Autorretrato de Andy Warhol, fechado en 1986. THE ANDY WARHOL FOUNDATION INC. / VEGAP, MÁLAGA, 2018
Desde ahí levantó una obra que podría ser amable, pero que tiene un componente de extrañeza. Acaso lo suyo fue un hojaldre frío al que el dinero puso serio. Al trote del consumo disparatado, el artista se apropió en su trabajo de todas las técnicas: de la serigrafía al vídeo, de la polaroid al dibujo. Cualquier soporte formaba parte del patrón productivo de la obra de arte, que ya podía ser serializada sin perder su esencia y ganando sitio en el apetito de potenciales clientes que no compraban exclusividad, sino marca. Toda esa estrategia está al descubierto en la exposición Warhol. El arte mecánico, que aterriza en el Museo Picasso de Málaga tras hacer escala en los CaixaForum de Barcelona y Madrid, donde sumó cerca de medio millón de visitas.
En su renovada artillería de casi cuatrocientas obras destacan la incorporación de la serie Nine Jackies y los doce lienzos de Mao Zedong, cedida por el Metropolitan de Nueva York, para acompañar al gran retrato del líder comunista chino que el artista estadounidense pintó en 1972 con motivo de la vista de Richard Nixon al país asiático, propiedad de la Fundación Suñol.

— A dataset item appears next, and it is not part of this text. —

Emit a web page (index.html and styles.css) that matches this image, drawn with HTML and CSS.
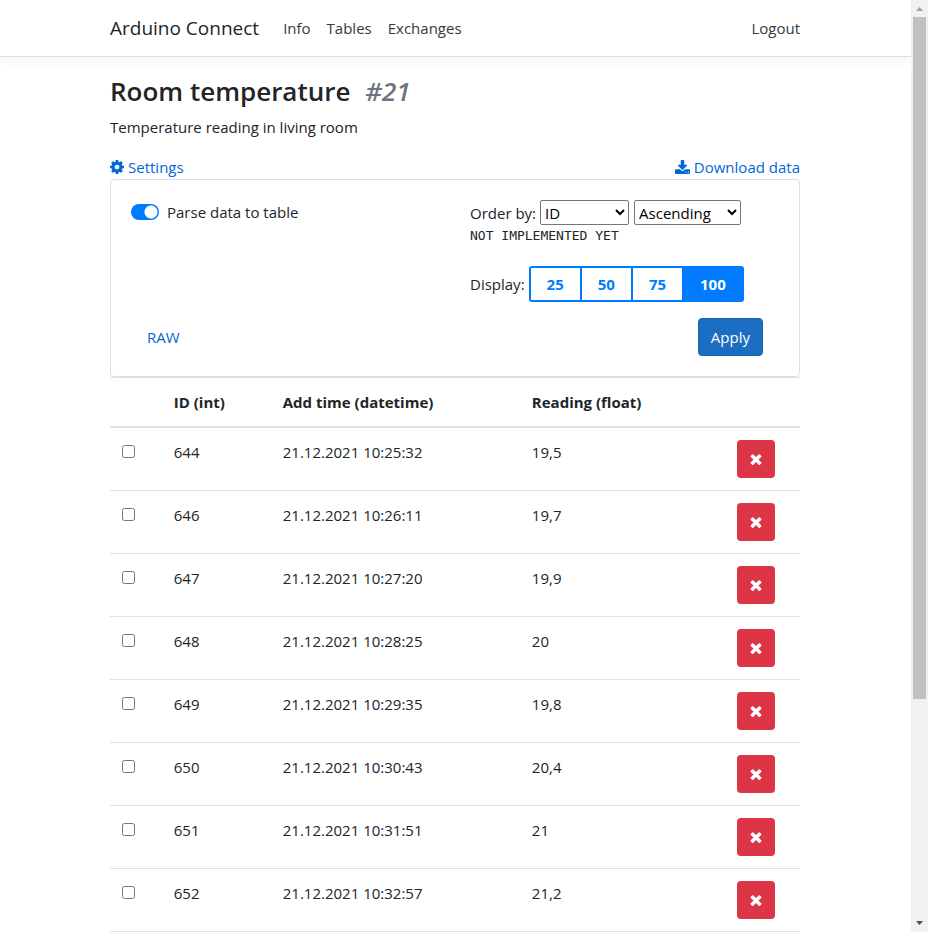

Junto a ellos, el comisario y director del Museo Picasso Málaga, José Lebrero (Barcelona, 1954), ha seleccionado dibujos, pinturas, esculturas, serigrafías, instalaciones audiovisuales, libros de artista, portadas de discos y material sonoro para fijar el vuelo artístico de Andy Warhol, desde sus inicios como diseñador gráfico en Nueva York, en la década de los 50, hasta su muerte en 1987.
Lo que sale de ahí es un legado artístico que pasa por ser, ante todo, visible y hacer del espíritu un buen envase exterior. Incluso en la muerte. Por eso, Andy Warhol diseñó también su funeral, celebrado en la iglesia bizantina del Espíritu Santo de Pittsburgh el 22 de febrero de 1987. Su féretro era de bronce macizo con cuatro asas de plata. Llevaba puesto un traje negro de cachemira, una corbata estampada, una peluca plateada, gafas de sol con montura rosa, un pequeño breviario y una flor roja en las manos. Según las crónicas, en la fosa su amiga Paige Powell dejó caer un ejemplar de la revista Interview y una botella de perfume Beautiful de Estée Lauder. Pudo haber añadido un bote de sopa Campbell, un billete de dólar, una cocacola y un revólver. En fin, toda América con él. Y un buen trozo de siglo XX.